As I ride my bike past the First Settlement Memorial in Redcliffe, I am reminded of a local whose ancestors were in the second fleet.

A wiz for information about 2nd fleet descendants, he informed my how stopping in south Africa, the fleet was stocked of vegetables by allowing some on board to work.

Since, Cooks scientific measures aboard the Endeavour found hygiene and cabbage had so effectively saved lives, perhaps it was natural food stocks be sort. The first fleet would nearly starve when supplies were lost. So it was a good move.

Some of the ladies found more sensuous employment with the local males. This doesn't surprise me. Australia had a double standard of morality. There were attempts to scientifically prove the necessity of men to spread their attentions - for reasons of health (yeah right). Convict women needed a male protector lest they be swamped by men – the first fleets arrival has been described as being an orgy when it first arrived – and Lt King, the later governor, had his own tribe born at Norfolk Island that a long suffering wife had to raise. Of course a woman found pregnant on board a convict ship was flogged.

From one of these 2nd fleet women descends Prime Minister Kevin Rudd. I always thought politicians were tarts.

The historical reach of the Endeavour goes beyond purchasing vegetables. Joseph Banks recommended New Holland for settlement to the Beauchamp Commission of 1785 where he romanticized that the Aboriginals would simply allow Settlement. His proposal was initially rejected but the alternative site in Gambia was found unsuitable.

Banks influence is not surprising. The Botanical Gardens at Kew oversaw exploiting natural resources disparate throughout the Empire. The gardens would even supply the merino's that would later be the backbone of the Australian economy.

Banks would also recommend hot headed William Bligh, whose ill-fated voyage on the Bounty was rescued of ignominy by an incredible 5822 km open boat excursion that charted the 'north-east coast of New Holland.' In that boat was Mid Shipman Matthew Flinders who would later circumnavigate Tasmania in a whale boat, proving it an island distinct from the mainland.

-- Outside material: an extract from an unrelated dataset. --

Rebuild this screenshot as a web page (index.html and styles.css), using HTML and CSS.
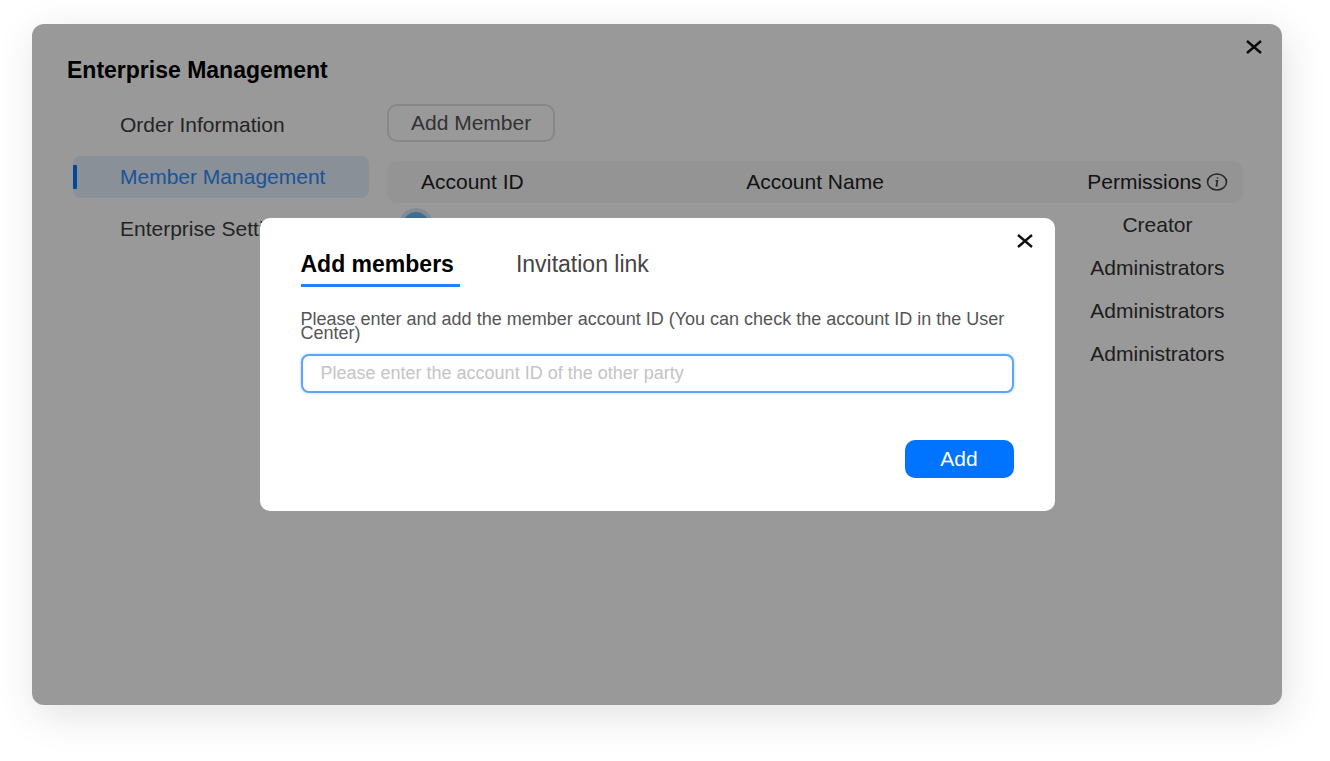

Of course Bligh would again be deposed, in the Rum Rebellion , exactly twenty years after Australia's Settlement on the 26th of January 1808. Intriguingly, one of Bligh's biggest supporters was John Turnbull. Turnbull's ancestor former Opposition Leader Malcolm Bligh Turnbull yesterday seems to have followed the same path to oblivion.

Yes the middle name Bligh is no accident.

Just as Bligh stubbornly dragged his return to London, sailing to Van Diemen's Land then tried to hang off the NSW shore in protest, Malcolm Turnbull hung around even when he was politically dead in the water.

Blighs fall would indirectly shape later Queensland.

Bligh's replacement, Governor Macquarie, arrived with his with his own regiment and disbanding the NSW Corps. He realized that the colony had been allowed to run down. Set against the Napoleonic Wars, needed repairs were expensive. So the freed convicts were a resource that could not be ignored.

Skilled freedmen were given positions of authority which again upset elitist sensitivities. John Macarthur, who had fled to England and successfully defended himself for his part in the Rum rebellion, was well informed by his wife in Australia.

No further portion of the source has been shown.